» **What the exercise asks**
Lift out each line of the data that holds "screenshot".

» **Source data**
##############################

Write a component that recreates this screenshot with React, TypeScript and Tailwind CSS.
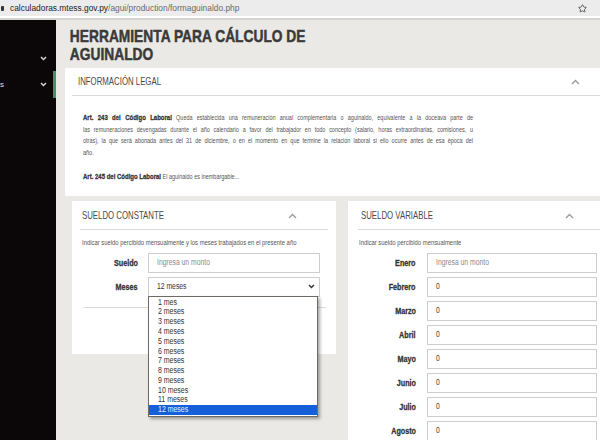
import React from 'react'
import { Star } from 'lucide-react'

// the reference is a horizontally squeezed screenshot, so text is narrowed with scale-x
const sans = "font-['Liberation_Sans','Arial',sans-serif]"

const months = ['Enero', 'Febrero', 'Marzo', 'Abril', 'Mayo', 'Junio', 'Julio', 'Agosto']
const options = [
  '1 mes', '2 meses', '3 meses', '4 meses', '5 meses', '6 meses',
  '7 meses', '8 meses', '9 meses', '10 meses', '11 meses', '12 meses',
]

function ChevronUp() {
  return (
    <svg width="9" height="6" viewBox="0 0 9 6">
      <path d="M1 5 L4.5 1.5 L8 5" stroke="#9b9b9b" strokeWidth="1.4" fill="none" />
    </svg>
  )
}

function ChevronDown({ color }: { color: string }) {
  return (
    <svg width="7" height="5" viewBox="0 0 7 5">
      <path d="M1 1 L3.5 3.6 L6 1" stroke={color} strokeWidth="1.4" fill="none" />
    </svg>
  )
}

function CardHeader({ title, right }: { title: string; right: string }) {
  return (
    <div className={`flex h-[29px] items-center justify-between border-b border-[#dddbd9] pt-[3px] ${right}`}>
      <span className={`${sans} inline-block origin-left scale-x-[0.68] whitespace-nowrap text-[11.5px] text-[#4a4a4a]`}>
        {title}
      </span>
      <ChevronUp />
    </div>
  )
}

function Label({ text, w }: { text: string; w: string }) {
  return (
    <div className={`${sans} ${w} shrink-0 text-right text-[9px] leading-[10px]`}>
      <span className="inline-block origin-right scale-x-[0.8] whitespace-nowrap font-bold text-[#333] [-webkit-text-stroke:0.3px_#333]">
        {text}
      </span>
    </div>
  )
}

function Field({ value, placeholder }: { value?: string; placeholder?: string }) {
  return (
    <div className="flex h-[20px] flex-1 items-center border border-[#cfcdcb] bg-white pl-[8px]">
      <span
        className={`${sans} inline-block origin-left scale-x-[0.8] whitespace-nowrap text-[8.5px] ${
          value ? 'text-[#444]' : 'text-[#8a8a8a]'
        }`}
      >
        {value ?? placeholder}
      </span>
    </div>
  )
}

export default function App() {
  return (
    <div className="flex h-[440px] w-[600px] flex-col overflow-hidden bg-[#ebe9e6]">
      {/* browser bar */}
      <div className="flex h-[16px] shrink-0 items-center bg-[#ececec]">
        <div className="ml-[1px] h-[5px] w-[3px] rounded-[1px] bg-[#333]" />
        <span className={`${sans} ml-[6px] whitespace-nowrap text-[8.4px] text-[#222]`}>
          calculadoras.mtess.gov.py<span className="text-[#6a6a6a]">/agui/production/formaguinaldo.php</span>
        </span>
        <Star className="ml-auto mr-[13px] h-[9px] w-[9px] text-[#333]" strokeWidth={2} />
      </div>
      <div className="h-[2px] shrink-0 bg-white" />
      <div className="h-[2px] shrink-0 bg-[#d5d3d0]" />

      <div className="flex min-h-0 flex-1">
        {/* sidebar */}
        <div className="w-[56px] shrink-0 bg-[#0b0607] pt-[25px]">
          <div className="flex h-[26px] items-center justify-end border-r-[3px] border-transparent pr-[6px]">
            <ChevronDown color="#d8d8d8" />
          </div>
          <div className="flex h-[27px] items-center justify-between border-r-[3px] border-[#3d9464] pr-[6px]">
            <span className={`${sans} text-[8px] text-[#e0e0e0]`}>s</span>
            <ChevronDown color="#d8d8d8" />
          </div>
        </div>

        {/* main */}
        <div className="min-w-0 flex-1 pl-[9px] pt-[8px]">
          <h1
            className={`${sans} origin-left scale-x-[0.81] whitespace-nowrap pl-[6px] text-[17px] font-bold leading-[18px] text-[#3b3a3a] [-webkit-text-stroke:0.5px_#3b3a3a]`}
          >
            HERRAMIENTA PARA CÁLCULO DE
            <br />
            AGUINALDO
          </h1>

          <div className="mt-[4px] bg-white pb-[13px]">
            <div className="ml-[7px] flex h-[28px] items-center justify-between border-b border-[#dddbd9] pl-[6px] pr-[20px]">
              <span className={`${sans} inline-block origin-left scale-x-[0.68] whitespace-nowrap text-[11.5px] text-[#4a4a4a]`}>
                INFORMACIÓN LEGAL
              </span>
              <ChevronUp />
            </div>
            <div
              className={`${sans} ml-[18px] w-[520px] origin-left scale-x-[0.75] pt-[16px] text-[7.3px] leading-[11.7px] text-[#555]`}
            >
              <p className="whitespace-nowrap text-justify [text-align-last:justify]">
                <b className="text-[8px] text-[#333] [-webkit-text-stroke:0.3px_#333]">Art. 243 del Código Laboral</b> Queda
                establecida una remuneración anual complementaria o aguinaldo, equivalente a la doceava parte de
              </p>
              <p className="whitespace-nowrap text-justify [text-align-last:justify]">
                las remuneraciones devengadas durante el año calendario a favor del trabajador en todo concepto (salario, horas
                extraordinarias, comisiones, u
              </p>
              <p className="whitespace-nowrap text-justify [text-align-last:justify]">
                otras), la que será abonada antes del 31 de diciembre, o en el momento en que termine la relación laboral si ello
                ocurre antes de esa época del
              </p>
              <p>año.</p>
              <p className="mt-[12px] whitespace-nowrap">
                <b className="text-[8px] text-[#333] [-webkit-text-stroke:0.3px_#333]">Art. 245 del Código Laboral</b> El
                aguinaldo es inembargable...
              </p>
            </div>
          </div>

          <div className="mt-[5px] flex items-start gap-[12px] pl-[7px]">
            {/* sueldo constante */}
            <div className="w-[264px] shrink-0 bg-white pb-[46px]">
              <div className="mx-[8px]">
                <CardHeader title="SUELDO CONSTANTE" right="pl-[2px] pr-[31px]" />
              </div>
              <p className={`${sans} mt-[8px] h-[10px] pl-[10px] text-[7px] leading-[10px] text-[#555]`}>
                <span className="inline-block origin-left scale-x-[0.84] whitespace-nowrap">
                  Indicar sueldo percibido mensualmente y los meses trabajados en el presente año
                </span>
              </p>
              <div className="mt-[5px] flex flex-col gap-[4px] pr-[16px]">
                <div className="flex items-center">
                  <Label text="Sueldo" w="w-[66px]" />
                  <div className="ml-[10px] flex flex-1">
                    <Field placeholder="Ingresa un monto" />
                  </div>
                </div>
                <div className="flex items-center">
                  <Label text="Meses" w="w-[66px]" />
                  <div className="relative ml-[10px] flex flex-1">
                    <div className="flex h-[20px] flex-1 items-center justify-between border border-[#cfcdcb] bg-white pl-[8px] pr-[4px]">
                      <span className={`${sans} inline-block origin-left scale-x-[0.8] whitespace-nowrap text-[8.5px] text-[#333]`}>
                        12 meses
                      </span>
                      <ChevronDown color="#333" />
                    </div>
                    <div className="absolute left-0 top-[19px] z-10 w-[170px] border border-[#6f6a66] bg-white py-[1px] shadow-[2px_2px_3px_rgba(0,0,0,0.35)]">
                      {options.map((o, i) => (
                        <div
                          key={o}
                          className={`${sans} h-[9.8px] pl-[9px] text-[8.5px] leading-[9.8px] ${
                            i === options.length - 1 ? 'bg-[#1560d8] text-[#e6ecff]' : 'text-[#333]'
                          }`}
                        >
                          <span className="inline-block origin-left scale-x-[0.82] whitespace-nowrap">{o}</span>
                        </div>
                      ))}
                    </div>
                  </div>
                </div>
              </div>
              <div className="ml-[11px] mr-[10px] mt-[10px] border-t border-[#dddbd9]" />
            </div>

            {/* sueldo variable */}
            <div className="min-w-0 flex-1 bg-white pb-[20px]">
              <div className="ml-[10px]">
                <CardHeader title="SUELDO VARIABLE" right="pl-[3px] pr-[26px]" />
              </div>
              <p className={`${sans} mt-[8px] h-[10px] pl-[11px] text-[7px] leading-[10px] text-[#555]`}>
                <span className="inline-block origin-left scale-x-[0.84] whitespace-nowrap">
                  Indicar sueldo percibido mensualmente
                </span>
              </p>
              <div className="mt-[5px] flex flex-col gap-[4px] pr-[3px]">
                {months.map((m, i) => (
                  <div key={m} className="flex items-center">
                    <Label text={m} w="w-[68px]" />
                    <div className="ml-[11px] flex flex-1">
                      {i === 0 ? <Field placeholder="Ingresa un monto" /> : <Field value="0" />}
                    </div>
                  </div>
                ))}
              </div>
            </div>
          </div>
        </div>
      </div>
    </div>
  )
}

##############################

» **Result below**
Write a component that recreates this screenshot with React, TypeScript and Tailwind CSS.
// the reference is a horizontally squeezed screenshot, so text is narrowed with scale-x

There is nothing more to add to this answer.